**AIM:** Extract the lines of the material below, beginning with the first and ending with the line that holds "const ACTIVE_STEP = 1;". Skip every picture.

*** DATA PROVIDED

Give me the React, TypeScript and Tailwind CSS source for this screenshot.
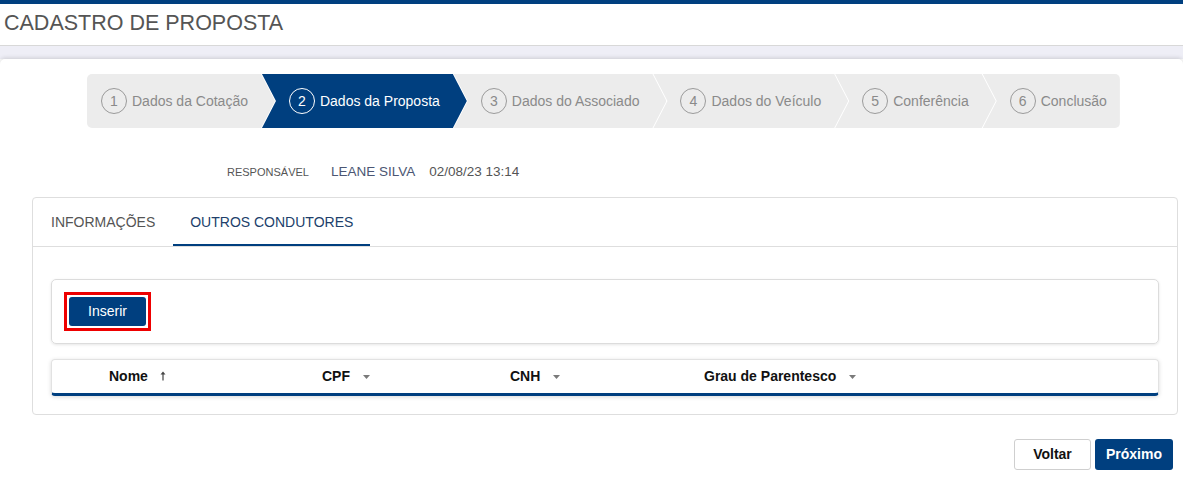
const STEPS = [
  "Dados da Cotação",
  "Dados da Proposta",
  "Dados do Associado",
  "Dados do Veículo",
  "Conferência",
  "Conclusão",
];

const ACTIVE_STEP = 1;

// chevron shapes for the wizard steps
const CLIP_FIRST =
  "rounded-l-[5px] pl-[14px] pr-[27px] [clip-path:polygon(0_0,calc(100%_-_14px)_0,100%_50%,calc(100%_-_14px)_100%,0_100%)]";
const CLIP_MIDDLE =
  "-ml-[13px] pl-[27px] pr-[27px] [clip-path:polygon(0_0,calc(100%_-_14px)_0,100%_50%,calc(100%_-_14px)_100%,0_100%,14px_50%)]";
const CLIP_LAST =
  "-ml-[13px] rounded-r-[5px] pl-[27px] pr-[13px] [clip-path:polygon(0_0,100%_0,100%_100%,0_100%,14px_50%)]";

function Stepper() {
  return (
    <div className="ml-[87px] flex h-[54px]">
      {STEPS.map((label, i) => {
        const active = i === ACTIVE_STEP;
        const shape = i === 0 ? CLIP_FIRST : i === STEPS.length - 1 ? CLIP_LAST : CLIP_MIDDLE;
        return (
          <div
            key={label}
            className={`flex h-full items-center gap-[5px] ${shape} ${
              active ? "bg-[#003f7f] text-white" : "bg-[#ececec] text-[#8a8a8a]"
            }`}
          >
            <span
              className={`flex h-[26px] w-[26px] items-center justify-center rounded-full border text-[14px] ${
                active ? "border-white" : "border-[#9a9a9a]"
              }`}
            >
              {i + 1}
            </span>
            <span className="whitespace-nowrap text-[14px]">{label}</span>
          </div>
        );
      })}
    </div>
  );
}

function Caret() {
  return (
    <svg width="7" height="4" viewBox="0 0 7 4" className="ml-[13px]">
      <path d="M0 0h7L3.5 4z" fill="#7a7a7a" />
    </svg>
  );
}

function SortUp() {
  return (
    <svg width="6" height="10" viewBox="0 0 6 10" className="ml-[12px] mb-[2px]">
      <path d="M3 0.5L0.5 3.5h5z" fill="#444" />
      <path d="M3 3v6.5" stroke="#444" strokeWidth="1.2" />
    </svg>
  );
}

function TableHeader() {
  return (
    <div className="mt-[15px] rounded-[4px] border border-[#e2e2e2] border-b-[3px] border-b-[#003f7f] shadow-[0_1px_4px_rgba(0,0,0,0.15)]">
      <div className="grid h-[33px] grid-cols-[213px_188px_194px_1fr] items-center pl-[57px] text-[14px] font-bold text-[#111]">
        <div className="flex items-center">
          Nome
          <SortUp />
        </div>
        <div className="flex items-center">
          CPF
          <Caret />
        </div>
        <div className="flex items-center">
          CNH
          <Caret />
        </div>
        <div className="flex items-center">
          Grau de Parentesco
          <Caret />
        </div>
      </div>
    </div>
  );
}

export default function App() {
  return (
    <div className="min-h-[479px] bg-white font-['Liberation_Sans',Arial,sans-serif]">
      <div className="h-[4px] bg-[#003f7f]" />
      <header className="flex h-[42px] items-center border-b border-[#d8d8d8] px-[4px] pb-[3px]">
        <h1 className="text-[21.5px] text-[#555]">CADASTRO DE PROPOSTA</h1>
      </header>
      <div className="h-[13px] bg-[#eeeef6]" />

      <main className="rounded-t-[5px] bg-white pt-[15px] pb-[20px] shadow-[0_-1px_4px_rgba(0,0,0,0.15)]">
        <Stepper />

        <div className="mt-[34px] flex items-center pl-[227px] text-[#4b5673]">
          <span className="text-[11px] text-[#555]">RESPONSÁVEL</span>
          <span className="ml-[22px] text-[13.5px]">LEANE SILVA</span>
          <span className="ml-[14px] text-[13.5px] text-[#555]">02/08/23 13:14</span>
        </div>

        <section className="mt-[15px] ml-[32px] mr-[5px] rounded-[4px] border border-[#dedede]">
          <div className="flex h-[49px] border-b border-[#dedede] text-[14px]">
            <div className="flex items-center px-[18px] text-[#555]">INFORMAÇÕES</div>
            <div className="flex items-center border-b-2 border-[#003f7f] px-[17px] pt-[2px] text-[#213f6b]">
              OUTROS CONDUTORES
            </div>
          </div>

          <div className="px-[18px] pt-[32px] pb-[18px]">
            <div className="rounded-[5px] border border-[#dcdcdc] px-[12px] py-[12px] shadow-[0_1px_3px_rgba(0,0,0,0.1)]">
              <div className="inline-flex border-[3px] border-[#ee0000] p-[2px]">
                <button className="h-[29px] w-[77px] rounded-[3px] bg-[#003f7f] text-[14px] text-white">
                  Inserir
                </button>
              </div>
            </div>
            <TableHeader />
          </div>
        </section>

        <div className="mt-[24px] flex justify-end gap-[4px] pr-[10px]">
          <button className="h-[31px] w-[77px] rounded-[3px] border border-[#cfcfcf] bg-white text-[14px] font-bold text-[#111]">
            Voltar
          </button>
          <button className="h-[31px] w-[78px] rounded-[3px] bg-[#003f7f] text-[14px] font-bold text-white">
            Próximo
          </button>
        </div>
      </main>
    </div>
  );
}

******

**EXERCISE OUTPUT:**
Give me the React, TypeScript and Tailwind CSS source for this screenshot.
const STEPS = [
  "Dados da Cotação",
  "Dados da Proposta",
  "Dados do Associado",
  "Dados do Veículo",
  "Conferência",
  "Conclusão",
];

const ACTIVE_STEP = 1;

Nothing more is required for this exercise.